Choosing the Right Person to Manage Your Investments

For those with the time and interest to take charge of their own finances, there are some important questions to ask. These questions include: “How much time do you have to spend on investing?”; “How much risk are you willing to bear?”; and “How much capital do you have to spare?”

And while all the above seem like tough questions to answer, it’s not necessarily easy either to find the right person to manage your investments. There are also important questions you need to ask. So, let’s find out how you might be able to go about selecting the best fund manager for you.

Right Philosophy

This comes first because it is important to look through the prospectus and information package prepared by a fund and its manager.

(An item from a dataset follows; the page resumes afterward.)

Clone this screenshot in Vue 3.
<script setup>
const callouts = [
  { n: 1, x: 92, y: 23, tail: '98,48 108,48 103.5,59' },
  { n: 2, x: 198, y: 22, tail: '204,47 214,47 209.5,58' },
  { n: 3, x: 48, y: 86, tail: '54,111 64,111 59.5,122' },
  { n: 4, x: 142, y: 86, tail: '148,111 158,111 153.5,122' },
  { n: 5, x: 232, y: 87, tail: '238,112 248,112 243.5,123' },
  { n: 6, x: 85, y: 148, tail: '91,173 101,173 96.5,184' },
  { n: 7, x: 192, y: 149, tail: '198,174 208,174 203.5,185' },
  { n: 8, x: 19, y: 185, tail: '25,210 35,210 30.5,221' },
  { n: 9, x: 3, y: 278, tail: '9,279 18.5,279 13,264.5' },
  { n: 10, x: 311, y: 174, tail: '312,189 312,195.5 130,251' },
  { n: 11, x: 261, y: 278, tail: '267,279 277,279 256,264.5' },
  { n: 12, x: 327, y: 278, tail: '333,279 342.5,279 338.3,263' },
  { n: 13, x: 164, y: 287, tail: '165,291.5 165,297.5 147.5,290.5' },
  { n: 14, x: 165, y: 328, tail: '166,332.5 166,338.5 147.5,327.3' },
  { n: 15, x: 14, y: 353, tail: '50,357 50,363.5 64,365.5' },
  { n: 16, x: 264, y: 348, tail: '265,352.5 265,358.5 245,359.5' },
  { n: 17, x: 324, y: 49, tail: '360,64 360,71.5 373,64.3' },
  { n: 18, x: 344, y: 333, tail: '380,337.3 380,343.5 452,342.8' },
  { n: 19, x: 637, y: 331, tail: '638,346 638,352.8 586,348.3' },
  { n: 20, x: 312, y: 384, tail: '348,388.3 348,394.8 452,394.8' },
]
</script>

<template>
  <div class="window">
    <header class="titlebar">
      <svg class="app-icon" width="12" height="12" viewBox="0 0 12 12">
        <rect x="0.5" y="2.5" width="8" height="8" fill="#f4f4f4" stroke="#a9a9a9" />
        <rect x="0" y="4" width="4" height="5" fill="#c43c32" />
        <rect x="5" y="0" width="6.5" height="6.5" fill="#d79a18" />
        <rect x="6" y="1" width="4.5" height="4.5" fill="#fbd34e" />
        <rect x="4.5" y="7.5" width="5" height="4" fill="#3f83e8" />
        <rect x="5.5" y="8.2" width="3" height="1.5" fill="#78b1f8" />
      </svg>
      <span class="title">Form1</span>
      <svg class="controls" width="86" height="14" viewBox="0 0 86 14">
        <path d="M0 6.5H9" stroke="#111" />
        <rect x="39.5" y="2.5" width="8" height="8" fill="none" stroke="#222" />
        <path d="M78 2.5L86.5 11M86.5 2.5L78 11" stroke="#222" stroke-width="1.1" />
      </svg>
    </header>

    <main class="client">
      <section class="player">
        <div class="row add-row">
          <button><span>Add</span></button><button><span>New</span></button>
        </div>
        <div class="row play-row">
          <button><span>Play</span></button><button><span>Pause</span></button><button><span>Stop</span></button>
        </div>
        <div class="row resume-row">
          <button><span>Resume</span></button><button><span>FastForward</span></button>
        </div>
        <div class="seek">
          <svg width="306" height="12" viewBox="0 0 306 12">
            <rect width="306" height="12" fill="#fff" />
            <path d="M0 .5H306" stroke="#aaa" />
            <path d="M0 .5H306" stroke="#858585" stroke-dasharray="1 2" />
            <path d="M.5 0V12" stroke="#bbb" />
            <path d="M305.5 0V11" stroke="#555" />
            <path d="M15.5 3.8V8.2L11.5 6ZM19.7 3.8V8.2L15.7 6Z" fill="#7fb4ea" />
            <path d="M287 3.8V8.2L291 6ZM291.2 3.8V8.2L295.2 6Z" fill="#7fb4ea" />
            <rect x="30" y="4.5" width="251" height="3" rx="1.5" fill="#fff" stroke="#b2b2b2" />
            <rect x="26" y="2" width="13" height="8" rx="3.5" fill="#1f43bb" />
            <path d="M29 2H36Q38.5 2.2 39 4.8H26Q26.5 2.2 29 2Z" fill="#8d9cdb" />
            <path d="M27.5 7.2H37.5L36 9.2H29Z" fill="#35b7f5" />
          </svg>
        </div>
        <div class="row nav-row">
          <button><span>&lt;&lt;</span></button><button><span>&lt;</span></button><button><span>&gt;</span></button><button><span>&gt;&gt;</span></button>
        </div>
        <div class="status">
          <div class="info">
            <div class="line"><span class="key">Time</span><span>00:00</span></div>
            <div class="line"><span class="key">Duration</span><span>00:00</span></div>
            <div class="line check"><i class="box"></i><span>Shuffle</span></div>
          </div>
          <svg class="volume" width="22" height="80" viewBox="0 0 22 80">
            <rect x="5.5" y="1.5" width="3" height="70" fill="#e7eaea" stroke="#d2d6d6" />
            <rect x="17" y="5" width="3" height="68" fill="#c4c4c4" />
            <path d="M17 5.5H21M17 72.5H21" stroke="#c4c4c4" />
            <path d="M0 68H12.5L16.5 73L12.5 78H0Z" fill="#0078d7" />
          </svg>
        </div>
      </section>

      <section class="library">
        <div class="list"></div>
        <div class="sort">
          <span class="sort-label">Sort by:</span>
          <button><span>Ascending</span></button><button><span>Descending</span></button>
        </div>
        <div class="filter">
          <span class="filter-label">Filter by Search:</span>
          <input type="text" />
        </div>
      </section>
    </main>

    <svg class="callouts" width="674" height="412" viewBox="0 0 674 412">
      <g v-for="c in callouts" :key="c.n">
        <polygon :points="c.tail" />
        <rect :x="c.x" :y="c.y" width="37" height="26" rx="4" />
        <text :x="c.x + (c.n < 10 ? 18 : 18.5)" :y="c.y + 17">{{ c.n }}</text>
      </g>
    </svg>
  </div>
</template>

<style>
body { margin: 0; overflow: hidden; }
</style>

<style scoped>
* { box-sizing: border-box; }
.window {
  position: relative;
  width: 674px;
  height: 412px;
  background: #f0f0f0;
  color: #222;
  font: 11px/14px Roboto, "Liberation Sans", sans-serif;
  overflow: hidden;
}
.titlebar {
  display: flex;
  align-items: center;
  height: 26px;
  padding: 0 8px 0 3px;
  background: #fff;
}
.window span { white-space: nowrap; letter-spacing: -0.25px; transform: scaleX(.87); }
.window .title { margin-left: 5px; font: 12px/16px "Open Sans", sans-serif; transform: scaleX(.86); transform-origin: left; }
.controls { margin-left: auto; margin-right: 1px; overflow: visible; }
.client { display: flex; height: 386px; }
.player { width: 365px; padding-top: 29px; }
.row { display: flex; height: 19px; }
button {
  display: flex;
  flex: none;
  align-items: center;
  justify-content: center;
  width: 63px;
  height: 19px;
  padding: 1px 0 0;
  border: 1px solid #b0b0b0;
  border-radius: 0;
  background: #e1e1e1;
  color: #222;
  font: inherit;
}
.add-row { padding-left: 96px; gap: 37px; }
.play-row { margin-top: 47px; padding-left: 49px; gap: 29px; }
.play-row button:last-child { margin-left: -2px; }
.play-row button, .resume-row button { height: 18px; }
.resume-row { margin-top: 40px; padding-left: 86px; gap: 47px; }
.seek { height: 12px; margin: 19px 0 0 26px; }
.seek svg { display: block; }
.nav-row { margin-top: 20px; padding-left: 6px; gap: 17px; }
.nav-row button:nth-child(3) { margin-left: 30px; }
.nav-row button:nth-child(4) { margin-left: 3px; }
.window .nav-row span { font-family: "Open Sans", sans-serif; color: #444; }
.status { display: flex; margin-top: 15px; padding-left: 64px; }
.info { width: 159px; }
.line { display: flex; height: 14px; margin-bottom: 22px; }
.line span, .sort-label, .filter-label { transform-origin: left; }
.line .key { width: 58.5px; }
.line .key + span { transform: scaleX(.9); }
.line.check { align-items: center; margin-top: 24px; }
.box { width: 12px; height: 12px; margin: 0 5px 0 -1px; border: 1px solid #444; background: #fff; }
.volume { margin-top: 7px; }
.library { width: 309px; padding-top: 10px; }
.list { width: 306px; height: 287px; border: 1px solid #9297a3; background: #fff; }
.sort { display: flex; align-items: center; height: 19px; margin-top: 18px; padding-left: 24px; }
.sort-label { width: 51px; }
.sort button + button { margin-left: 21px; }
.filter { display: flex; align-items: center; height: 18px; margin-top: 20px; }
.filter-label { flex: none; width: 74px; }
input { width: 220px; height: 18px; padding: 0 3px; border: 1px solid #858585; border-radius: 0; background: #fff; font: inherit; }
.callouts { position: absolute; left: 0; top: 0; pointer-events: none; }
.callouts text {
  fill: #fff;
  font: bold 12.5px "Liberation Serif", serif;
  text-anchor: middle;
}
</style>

That’s because these materials enable you to get a sense of the manager’s investing philosophy.

And, the fund should have a clear, easy to understand strategy (as simple investing strategies can often be remarkably effective) and a long-term view on its investments.

If a fund focuses on fast, guaranteed and high returns with low risks, it might be wise to give it a pass. As a rule of thumb, if it sounds too good to be true, it probably is.

Right Compensation

There are many different types of compensation plans for funds and their managers.

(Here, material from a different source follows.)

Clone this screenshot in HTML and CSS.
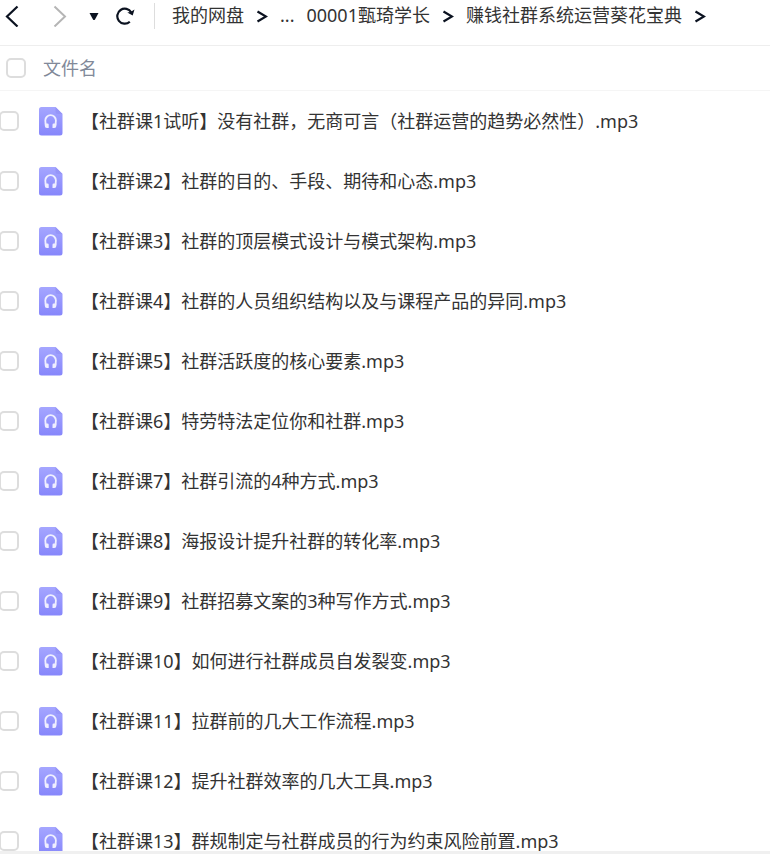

Some have a standard annual fee that they charge based upon the assets under management regardless of the fund’s performance. Some, on the other hand, prefer to have a performance fee where the manger is only paid when the fund performs. And there are yet others that have a combination of both types of fees.

As investors, it is important to understand how the compensation plans might affect the behaviour of the manager and in turn affect the performance of the fund.

Managers of real estate investment trusts such as Ara Asset Management (SGX: D1R) or Frasers Centrepoint Limited (SGX: TQ5) will sometimes take the units of the REITs they are managing as payment for their management fees. Such a compensation scheme could perhaps help give these managers some skin in the game as the REITs would have to perform well fundamentally before the price of their units can do well over the long-term. This also brings us to our last point.

Skin In The Game

There aren’t many fund managers who would invest directly into their own funds. But, there are some who would eat their own cooking. If the manager has skin in the game together with his or her investors, that might help align the interests of the former with the group.

A Fool’s Take

Investing itself is a combination of both art and science. There are no fixed formulas for deciding which investment to buy, just as it is with picking a fund manager.

But even so, it is still important for us to do our own research on the funds – where my framework can be of some help – before jumping blindly into investing in any of them.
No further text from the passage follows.